Tomorrow I head out on the first part of my journey towards the dreaded Saturday hen do. It is dreaded for many reasons, not least because it’s the first I’ve ever been to, and I’m not sure I’m comfortable with such gender-specific ‘entertainment’. When I think ‘hen-do’, I am assaulted with memories of witnessing various hen parties while I was in Liverpool, full of screaming, bright orange women wearing L-plates and little more, snogging strippers and giving their underpants away to anyone who asked for them. It is also dreaded because it’s taking place at Ascot, somewhere I have no desire to go and absolutely no affinity with. The third reason it’s become such a huge source of stress is that it’s costing a hell of a lot of money, and working where I do, that is becoming increasingly limited.
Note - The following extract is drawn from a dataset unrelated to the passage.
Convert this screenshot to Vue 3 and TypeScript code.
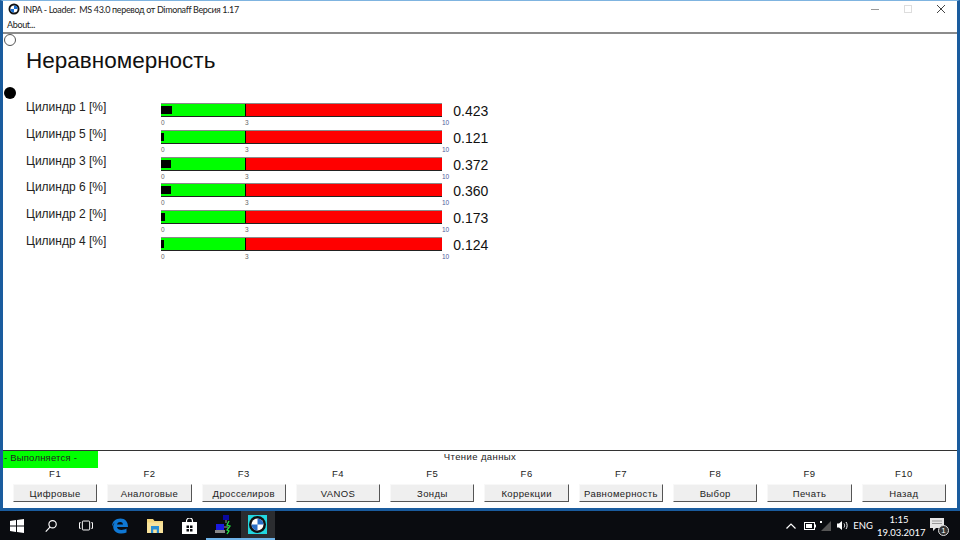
<script setup lang="ts">
const rows = [
  { name: 'Цилиндр 1 [%]', value: 0.423 },
  { name: 'Цилиндр 5 [%]', value: 0.121 },
  { name: 'Цилиндр 3 [%]', value: 0.372 },
  { name: 'Цилиндр 6 [%]', value: 0.36 },
  { name: 'Цилиндр 2 [%]', value: 0.173 },
  { name: 'Цилиндр 4 [%]', value: 0.124 },
]

const keys = [
  { key: 'F1', label: 'Цифровые' },
  { key: 'F2', label: 'Аналоговые' },
  { key: 'F3', label: 'Дросселиров' },
  { key: 'F4', label: 'VANOS' },
  { key: 'F5', label: 'Зонды' },
  { key: 'F6', label: 'Коррекции' },
  { key: 'F7', label: 'Равномерность' },
  { key: 'F8', label: 'Выбор' },
  { key: 'F9', label: 'Печать' },
  { key: 'F10', label: 'Назад' },
]

// 84px of bar stands for 3 percent
function markWidth(v: number) {
  return Math.max(3, Math.floor((v * 84) / 3)) + 'px'
}
</script>

<template>
  <div class="screen">
    <div class="window">
      <div class="titlebar">
        <svg class="appicon" width="12" height="12" viewBox="0 0 12 12">
          <circle cx="6" cy="6" r="5.5" fill="#111" />
          <circle cx="6" cy="6" r="3.6" fill="#fff" />
          <path d="M6 2.4A3.6 3.6 0 0 1 9.6 6H6zM6 9.6A3.6 3.6 0 0 1 2.4 6H6z" fill="#1c6fd0" />
        </svg>
        <span class="title">INPA - Loader:&nbsp; MS 43.0 перевод от Dimonaff Версия 1.17</span>
        <div class="winbtns">
          <svg width="10" height="10" viewBox="0 0 10 10"><path d="M1 5.5h8" stroke="#999" fill="none" /></svg>
          <svg width="10" height="10" viewBox="0 0 10 10"><rect x="1.5" y="1.5" width="7" height="7" stroke="#ddd" fill="none" /></svg>
          <svg width="10" height="10" viewBox="0 0 10 10"><path d="M1 1l8 8M9 1l-8 8" stroke="#444" fill="none" /></svg>
        </div>
      </div>
      <div class="menubar">About...</div>

      <div class="content">
        <span class="dot dot-open"></span>
        <span class="dot dot-full"></span>
        <h1>Неравномерность</h1>
        <div class="rows">
          <div v-for="r in rows" :key="r.name" class="row">
            <div class="name">{{ r.name }}</div>
            <div class="gauge">
              <div class="bar">
                <div class="green"><div class="mark" :style="{ width: markWidth(r.value) }"></div></div>
                <div class="red"></div>
              </div>
              <div class="scale">
                <span class="s1">0</span>
                <span class="s2">3</span>
                <span class="s3">10</span>
              </div>
            </div>
            <div class="value">{{ r.value.toFixed(3) }}</div>
          </div>
        </div>
      </div>

      <div class="footer">
        <div class="status">
          <div class="running">- Выполняется -</div>
          <div class="reading">Чтение данных</div>
        </div>
        <div class="keys">
          <div v-for="k in keys" :key="k.key" class="keycol">
            <div class="fkey">{{ k.key }}</div>
            <button class="btn">{{ k.label }}</button>
          </div>
        </div>
      </div>
    </div>

    <div class="taskbar">
      <div class="task">
        <svg width="16" height="16" viewBox="0 0 16 16" fill="#fff">
          <path d="M1 3l6-.9V7.5H1zM8 2l7-1v6.5H8zM1 8.5h6v5.4l-6-.9zM8 8.5h7V15l-7-1z" />
        </svg>
      </div>
      <div class="task search">
        <svg width="14" height="14" viewBox="0 0 16 16" fill="none" stroke="#fff" stroke-width="1.3">
          <circle cx="9.8" cy="6" r="4.2" />
          <path d="M6.8 9.2L2 14.4" />
        </svg>
      </div>
      <div class="task">
        <svg width="16" height="13" viewBox="0 0 18 16" fill="none" stroke="#fff" stroke-width="1.2">
          <rect x="4.5" y="2.5" width="9" height="11" rx="1" />
          <path d="M2.5 4.5h-1.5v7h1.5M15.5 4.5h1.5v7h-1.5" />
        </svg>
      </div>
      <div class="task">
        <svg width="18" height="18" viewBox="0 0 18 18">
          <path d="M1 9.500C1 4.500 4.500 1.500 9.500 1.500c4.700 0 7.500 3 7.500 8.500H6c.2 3 5.500 4 9.500 1.500v4c-5 2.300-13 1-13.300-5.500C2.100 8 3 6.500 4 5.500 2.500 6.500 1.500 8 1 9.500zM6 7.500h6c0-3.300-5.500-3.300-6 0z" fill="#0f78d4" />
        </svg>
      </div>
      <div class="task">
        <svg width="16" height="15" viewBox="0 0 16 15">
          <path d="M0 1h6l1.500 2H16v12H0z" fill="#f3d67e" />
          <path d="M0 4.500h16V15H0z" fill="#f8e29b" />
          <path d="M4 8h8v7h-2.200v-3.500H6.200V15H4z" fill="#2a8fd6" />
        </svg>
      </div>
      <div class="task">
        <svg width="15" height="16" viewBox="0 0 15 16">
          <path d="M4.500 4V3a3 3 0 0 1 6 0v1" fill="none" stroke="#fff" stroke-width="1.2" />
          <path d="M0 4h15v12H0z" fill="#fff" />
          <path d="M4.500 7.500h2.500v2.500H4.500zM8 7.500h2.500v2.500H8zM4.500 11h2.500v2.500H4.500zM8 11h2.500v2.500H8z" fill="#0a0c10" />
        </svg>
      </div>
      <div class="task open">
        <svg width="18" height="20" viewBox="0 0 18 20">
          <rect x="8" y="0" width="6" height="5" fill="#0a0aa0" />
          <rect x="1" y="9" width="8" height="6" fill="#1a1ae0" />
          <path d="M0 15h10v3H0z" fill="#888" />
          <path d="M11 5v3M9 12h4" stroke="#999" fill="none" />
          <path d="M14 6l-2 4 3 1-3 4 2 1-2 3" stroke="#22e040" stroke-width="1.300" fill="none" />
        </svg>
      </div>
      <div class="task open active">
        <svg width="19" height="19" viewBox="0 0 19 19">
          <rect width="19" height="19" fill="#22d8e0" />
          <circle cx="9.500" cy="9.500" r="8.500" fill="#111" />
          <circle cx="9.500" cy="9.500" r="6" fill="#fff" />
          <path d="M9.500 3.500a6 6 0 0 1 6 6h-6zM9.500 15.500a6 6 0 0 1-6-6h6z" fill="#2a6fc8" />
        </svg>
      </div>

      <div class="tray">
        <svg width="10" height="6" viewBox="0 0 10 6" fill="none" stroke="#fff" stroke-width="1.200"><path d="M.5 5.500L5 1l4.500 4.500" /></svg>
        <svg class="t-batt" width="12" height="8" viewBox="0 0 12 8"><rect x=".5" y=".5" width="10" height="7" fill="none" stroke="#fff" /><rect x="2" y="2" width="6" height="4" fill="#fff" /><rect x="11" y="2.500" width="1" height="3" fill="#fff" /></svg>
        <svg class="t-wifi" width="13" height="12" viewBox="0 0 13 12"><path d="M12 1v10H2z" fill="#555" /><rect x="1" y="1" width="2" height="2" fill="#fff" /></svg>
        <svg class="t-vol" width="13" height="11" viewBox="0 0 13 11" fill="none" stroke="#fff"><path d="M1 3.500h2L6 1v9L3 7.500H1z" fill="#fff" stroke="none" /><path d="M8 3.500c.8 1 .8 3 0 4M10 2c1.500 2 1.500 5 0 7" /></svg>
        <span class="lang">ENG</span>
        <div class="clock">
          <div>1:15</div>
          <div>19.03.2017</div>
        </div>
        <div class="notify">
          <svg width="14" height="14" viewBox="0 0 14 14"><path d="M0 0h14v10H6l-3 3v-3H0z" fill="#e6e6e6" /><path d="M2 3h10M2 5.500h10" stroke="#999" /></svg>
          <span class="badge">1</span>
        </div>
      </div>
    </div>
  </div>
</template>

<style>
html, body {
  margin: 0;
  background: #0a0c10;
}
</style>

<style scoped>
.screen {
  width: 960px;
  height: 540px;
  display: flex;
  flex-direction: column;
  overflow: hidden;
  font-family: "Liberation Sans", Arial, sans-serif;
}

.window {
  height: 511px;
  box-sizing: border-box;
  border: 3px solid #1a5c9e;
  border-top: 1px solid #7fb4e0;
  background: #fff;
  display: flex;
  flex-direction: column;
}

.titlebar {
  height: 16px;
  display: flex;
  align-items: center;
  padding-left: 5px;
  flex: none;
}
.appicon {
  margin-right: 3px;
}
.title {
  font-family: Lato, sans-serif;
  font-size: 9px;
  letter-spacing: -.35px;
  color: #222;
}
.winbtns {
  margin-left: auto;
  display: flex;
  gap: 23px;
  padding-right: 11px;
}

.menubar {
  height: 15px;
  line-height: 15px;
  padding-left: 4px;
  font-family: Lato, sans-serif;
  font-size: 9px;
  letter-spacing: -.35px;
  color: #222;
  border-bottom: 2px solid #8c8c8c;
  flex: none;
}

.content {
  position: relative;
  flex: 1;
  padding: 13px 0 0 23px;
}
.dot {
  position: absolute;
  left: 1px;
  width: 12px;
  height: 12px;
  border-radius: 50%;
  box-sizing: border-box;
}
.dot-open {
  top: 0;
  border: 1px solid #555;
}
.dot-full {
  top: 53px;
  background: #000;
}

h1 {
  margin: 0;
  font-weight: 400;
  font-size: 22.500px;
  line-height: 28px;
  color: #111;
}

.rows {
  margin-top: 28px;
  display: flex;
  flex-direction: column;
  gap: 3.800px;
}
.row {
  display: flex;
  height: 23px;
}
.name {
  width: 135px;
  font-size: 12px;
  line-height: 15px;
  margin-top: -3px;
  color: #222;
}
.bar {
  width: 281px;
  height: 14px;
  box-sizing: border-box;
  display: flex;
  border-top: 1px solid #8a8a8a;
  border-bottom: 1px solid #222;
}
.green {
  width: 84px;
  background: #00ff00;
  border-right: 1px solid #000;
  box-sizing: content-box;
  padding-top: 2px;
  display: flex;
  align-items: flex-start;
}
.mark {
  height: 8px;
  background: #000;
}
.red {
  flex: 1;
  background: #ff0000;
}
.scale {
  display: flex;
  margin-top: 2px;
  font-size: 6.500px;
  line-height: 8px;
  color: #666;
}
.s1 { width: 84px; }
.s2 { width: 197px; }
.s3 { color: #4a5a9a; }
.value {
  margin-left: 4px;
  margin-top: 1px;
  width: 50px;
  font-size: 14px;
  line-height: 15px;
  color: #111;
}

.footer {
  flex: none;
  height: 57px;
  border-top: 1px solid #333;
}
.status {
  position: relative;
  height: 17px;
  display: flex;
  justify-content: center;
}
.running {
  position: absolute;
  left: 0;
  top: 0;
  width: 94px;
  padding-left: 1px;
  height: 17px;
  background: #00ff00;
  font-size: 9.500px;
  line-height: 14px;
  letter-spacing: .2px;
  color: #222;
}
.reading {
  font-size: 9.500px;
  line-height: 12px;
  letter-spacing: .4px;
  color: #222;
}
.keys {
  display: flex;
  padding-left: 10px;
  gap: 10px;
}
.keycol {
  width: 84.300px;
  display: flex;
  flex-direction: column;
  align-items: center;
}
.fkey {
  font-size: 9.500px;
  line-height: 12px;
  letter-spacing: .5px;
  color: #222;
  margin-bottom: 4px;
}
.btn {
  width: 100%;
  height: 18px;
  padding: 0;
  background: #efefef;
  border: 1px solid;
  border-color: #f8f8f8 #555 #555 #f8f8f8;
  font-family: "Liberation Sans", Arial, sans-serif;
  font-size: 9.500px;
  letter-spacing: .4px;
  color: #222;
}

.taskbar {
  flex: 1;
  background: #0a0c10;
  display: flex;
  align-items: stretch;
  color: #fff;
}
.task {
  width: 34.400px;
  flex: none;
  display: flex;
  align-items: center;
  justify-content: center;
  box-sizing: border-box;
}
.search {
  padding-right: 2px;
}
.open {
  border-bottom: 2px solid #6fb4e8;
}
.active {
  background: #2b2d30;
}
.tray {
  margin-left: auto;
  display: flex;
  align-items: center;
  padding-right: 14px;
}
.t-batt { margin-left: 8px; }
.t-wifi { margin-left: 3px; }
.t-vol { margin-left: 4px; }
.lang {
  margin-left: 4px;
  font-family: Lato, sans-serif;
  font-size: 9.500px;
}
.clock {
  margin-left: 4px;
  width: 44px;
  text-align: center;
  font-family: Lato, sans-serif;
  font-size: 9.500px;
  line-height: 13px;
}
.notify {
  position: relative;
  margin-left: 9px;
  width: 16px;
  height: 16px;
}
.badge {
  position: absolute;
  right: -3px;
  bottom: -2px;
  width: 11px;
  height: 11px;
  border-radius: 50%;
  background: #333;
  border: 1px solid #ddd;
  box-sizing: border-box;
  font-size: 8px;
  line-height: 9px;
  text-align: center;
}
</style>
However, after much to-ing and fro-ing, including being halfway to typing an email saying I couldn’t make it, I have decided that compromise is important and I’m prepared to make some:

  • I will go there and have fun.
  • I will not sulk.
  • I will not grumble about the cost and I will laugh at jokes and participate in g-rated games and present giving.
  • I will not try to get myself thrown out for ‘inappropriate’ behaviour.
  • I will not wear my ‘power to the people’ t-shirt.
  • I will take advantage of the open bar, but I will not get obnoxiously drunk and get myself disinvited from subsequent wedding.

However, there are some compromises I’m not prepared to make:

  • I will not be guilted into going out for the evening do afterwards.
  • I will not lick anything off anyone.
  • I will wear neither dress nor fascinator, regardless of implied dress code on the information leaflets. If you say smart, you get smart. Nothing more.